• [Task prompt]: Each line below must be set down exactly; omit any image you find.

• [Dataset excerpt]:
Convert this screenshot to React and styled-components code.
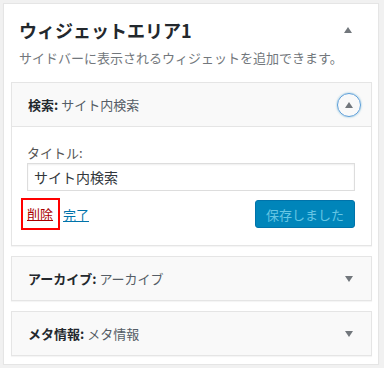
import React from "react";
import styled, { createGlobalStyle } from "styled-components";

const Global = createGlobalStyle`
  body {
    margin: 0;
    background: #f1f1f1;
    font-family: "Noto Sans CJK JP", "Noto Sans", sans-serif;
    color: #23282d;
  }
`;

const Panel = styled.div`
  margin: 3px 3px 0 3px;
  width: 376px;
  background: #fff;
  border: 1px solid #e5e5e5;
  box-shadow: 0 1px 1px rgba(0, 0, 0, 0.04);
  padding: 0 6px 8px 7px;
  box-sizing: border-box;
`;

const AreaHead = styled.div`
  display: flex;
  align-items: center;
  justify-content: space-between;
  padding: 13px 20px 0 8px;
  height: 38px;
  box-sizing: border-box;
`;

const AreaTitle = styled.h2`
  margin: 0;
  font-size: 18px;
  font-weight: 700;
  color: #23282d;
`;

const Arrow = styled.span`
  width: 0;
  height: 0;
  border-left: 4px solid transparent;
  border-right: 4px solid transparent;
  ${(p) =>
    p.$up
      ? "border-bottom: 6px solid #72777c;"
      : "border-top: 6px solid #72777c;"}
`;

const Desc = styled.p`
  margin: 6px 0 14px 8px;
  font-size: 13px;
  color: #72777c;
  line-height: 20px;
`;

const List = styled.div`
  display: flex;
  flex-direction: column;
  gap: 10px;
`;

const Widget = styled.div`
  border: 1px solid #e5e5e5;
  background: #fff;
  box-shadow: 0 1px 1px rgba(0, 0, 0, 0.04);
`;

const WidgetTop = styled.div`
  display: flex;
  align-items: center;
  justify-content: space-between;
  height: 43px;
  padding: 0 10px 0 16px;
  background: #f9f9f9;
  font-size: 13px;
  color: #23282d;
  ${(p) => p.$open && "border-bottom: 1px solid #e5e5e5;"}
`;

const WidgetName = styled.span`
  font-weight: 600;
`;

const WidgetSub = styled.span`
  font-weight: 400;
  color: #555d66;
`;

const Toggle = styled.span`
  display: flex;
  align-items: center;
  justify-content: center;
  width: 22px;
  height: 22px;
  border: 1px solid #5b9dd9;
  border-radius: 50%;
  box-shadow: 0 0 2px rgba(30, 140, 190, 0.6);
  ${(p) => !p.$focus && "border-color: transparent; box-shadow: none;"}
`;

const WidgetBody = styled.div`
  padding: 18px 16px 15px 15px;
`;

const Label = styled.label`
  display: block;
  font-size: 13px;
  color: #555;
  line-height: 16px;
  margin-bottom: 2px;
`;

const Input = styled.input`
  display: block;
  width: 100%;
  box-sizing: border-box;
  height: 28px;
  border: 1px solid #ddd;
  box-shadow: inset 0 1px 2px rgba(0, 0, 0, 0.07);
  font-family: inherit;
  font-size: 14px;
  color: #32373c;
  padding: 0 6px;
  outline: none;
`;

const Actions = styled.div`
  display: flex;
  align-items: center;
  justify-content: space-between;
  margin-top: 7px;
  margin-left: -6px;
`;

const Links = styled.div`
  display: flex;
  align-items: center;
  gap: 3px;
  font-size: 13px;
`;

const Link = styled.a`
  color: ${(p) => (p.$danger ? "#a00" : "#0073aa")};
  text-decoration: underline;
  ${(p) =>
    p.$marked &&
    "border: 2px solid #f00; padding: 5px 5px 6px 4px; line-height: 17px;"}
`;

const SaveButton = styled.button`
  height: 28px;
  width: 100px;
  border: 1px solid #0073aa;
  border-radius: 3px;
  background: #0085ba;
  color: #66c6e4;
  font-family: inherit;
  font-size: 13px;
  padding: 0 10px;
`;

function WidgetRow({ name, sub }) {
  return (
    <Widget>
      <WidgetTop>
        <span>
          <WidgetName>{name}:</WidgetName> <WidgetSub>{sub}</WidgetSub>
        </span>
        <Toggle>
          <Arrow />
        </Toggle>
      </WidgetTop>
    </Widget>
  );
}

export default function App() {
  return (
    <>
      <Global />
      <Panel>
        <AreaHead>
          <AreaTitle>ウィジェットエリア1</AreaTitle>
          <Arrow $up />
        </AreaHead>
        <Desc>サイドバーに表示されるウィジェットを追加できます。</Desc>
        <List>
          <Widget>
            <WidgetTop $open>
              <span>
                <WidgetName>検索:</WidgetName> <WidgetSub>サイト内検索</WidgetSub>
              </span>
              <Toggle $focus>
                <Arrow $up />
              </Toggle>
            </WidgetTop>
            <WidgetBody>
              <Label>タイトル:</Label>
              <Input defaultValue="サイト内検索" />
              <Actions>
                <Links>
                  <Link $danger $marked>削除</Link>
                  <Link>完了</Link>
                </Links>
                <SaveButton disabled>保存しました</SaveButton>
              </Actions>
            </WidgetBody>
          </Widget>
          <WidgetRow name="アーカイブ" sub="アーカイブ" />
          <WidgetRow name="メタ情報" sub="メタ情報" />
        </List>
      </Panel>
    </>
  );
}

• [Solution to the exercise]:
Convert this screenshot to React and styled-components code.
import React from "react";
import styled, { createGlobalStyle } from "styled-components";

const Global = createGlobalStyle`
  body {
    margin: 0;
    background: #f1f1f1;
    font-family: "Noto Sans CJK JP", "Noto Sans", sans-serif;
    color: #23282d;
  }
`;

const Panel = styled.div`
  margin: 3px 3px 0 3px;
  width: 376px;
  background: #fff;
  border: 1px solid #e5e5e5;
  box-shadow: 0 1px 1px rgba(0, 0, 0, 0.04);
  padding: 0 6px 8px 7px;
  box-sizing: border-box;
`;

const AreaHead = styled.div`
  display: flex;
  align-items: center;
  justify-content: space-between;
  padding: 13px 20px 0 8px;
  height: 38px;
  box-sizing: border-box;
`;

const AreaTitle = styled.h2`
  margin: 0;
  font-size: 18px;
  font-weight: 700;
  color: #23282d;
`;

const Arrow = styled.span`
  width: 0;
  height: 0;
  border-left: 4px solid transparent;
  border-right: 4px solid transparent;
  ${(p) =>
    p.$up
      ? "border-bottom: 6px solid #72777c;"
      : "border-top: 6px solid #72777c;"}
`;

const Desc = styled.p`
  margin: 6px 0 14px 8px;
  font-size: 13px;
  color: #72777c;
  line-height: 20px;
`;

const List = styled.div`
  display: flex;
  flex-direction: column;
  gap: 10px;
`;

const Widget = styled.div`
  border: 1px solid #e5e5e5;
  background: #fff;
  box-shadow: 0 1px 1px rgba(0, 0, 0, 0.04);
`;

const WidgetTop = styled.div`
  display: flex;
  align-items: center;
  justify-content: space-between;
  height: 43px;
  padding: 0 10px 0 16px;
  background: #f9f9f9;
  font-size: 13px;
  color: #23282d;
  ${(p) => p.$open && "border-bottom: 1px solid #e5e5e5;"}
`;

const WidgetName = styled.span`
  font-weight: 600;
`;

const WidgetSub = styled.span`
  font-weight: 400;
  color: #555d66;
`;

const Toggle = styled.span`
  display: flex;
  align-items: center;
  justify-content: center;
  width: 22px;
  height: 22px;
  border: 1px solid #5b9dd9;
  border-radius: 50%;
  box-shadow: 0 0 2px rgba(30, 140, 190, 0.6);
  ${(p) => !p.$focus && "border-color: transparent; box-shadow: none;"}
`;

const WidgetBody = styled.div`
  padding: 18px 16px 15px 15px;
`;

const Label = styled.label`
  display: block;
  font-size: 13px;
  color: #555;
  line-height: 16px;
  margin-bottom: 2px;
`;

const Input = styled.input`
  display: block;
  width: 100%;
  box-sizing: border-box;
  height: 28px;
  border: 1px solid #ddd;
  box-shadow: inset 0 1px 2px rgba(0, 0, 0, 0.07);
  font-family: inherit;
  font-size: 14px;
  color: #32373c;
  padding: 0 6px;
  outline: none;
`;

const Actions = styled.div`
  display: flex;
  align-items: center;
  justify-content: space-between;
  margin-top: 7px;
  margin-left: -6px;
`;

const Links = styled.div`
  display: flex;
  align-items: center;
  gap: 3px;
  font-size: 13px;
`;

const Link = styled.a`
  color: ${(p) => (p.$danger ? "#a00" : "#0073aa")};
  text-decoration: underline;
  ${(p) =>
    p.$marked &&
    "border: 2px solid #f00; padding: 5px 5px 6px 4px; line-height: 17px;"}
`;

const SaveButton = styled.button`
  height: 28px;
  width: 100px;
  border: 1px solid #0073aa;
  border-radius: 3px;
  background: #0085ba;
  color: #66c6e4;
  font-family: inherit;
  font-size: 13px;
  padding: 0 10px;
`;

function WidgetRow({ name, sub }) {
  return (
    <Widget>
      <WidgetTop>
        <span>
          <WidgetName>{name}:</WidgetName> <WidgetSub>{sub}</WidgetSub>
        </span>
        <Toggle>
          <Arrow />
        </Toggle>
      </WidgetTop>
    </Widget>
  );
}

export default function App() {
  return (
    <>
      <Global />
      <Panel>
        <AreaHead>
          <AreaTitle>ウィジェットエリア1</AreaTitle>
          <Arrow $up />
        </AreaHead>
        <Desc>サイドバーに表示されるウィジェットを追加できます。</Desc>
        <List>
          <Widget>
            <WidgetTop $open>
              <span>
                <WidgetName>検索:</WidgetName> <WidgetSub>サイト内検索</WidgetSub>
              </span>
              <Toggle $focus>
                <Arrow $up />
              </Toggle>
            </WidgetTop>
            <WidgetBody>
              <Label>タイトル:</Label>
              <Input defaultValue="サイト内検索" />
              <Actions>
                <Links>
                  <Link $danger $marked>削除</Link>
                  <Link>完了</Link>
                </Links>
                <SaveButton disabled>保存しました</SaveButton>
              </Actions>
            </WidgetBody>
          </Widget>
          <WidgetRow name="アーカイブ" sub="アーカイブ" />
          <WidgetRow name="メタ情報" sub="メタ情報" />
        </List>
      </Panel>
    </>
  );
}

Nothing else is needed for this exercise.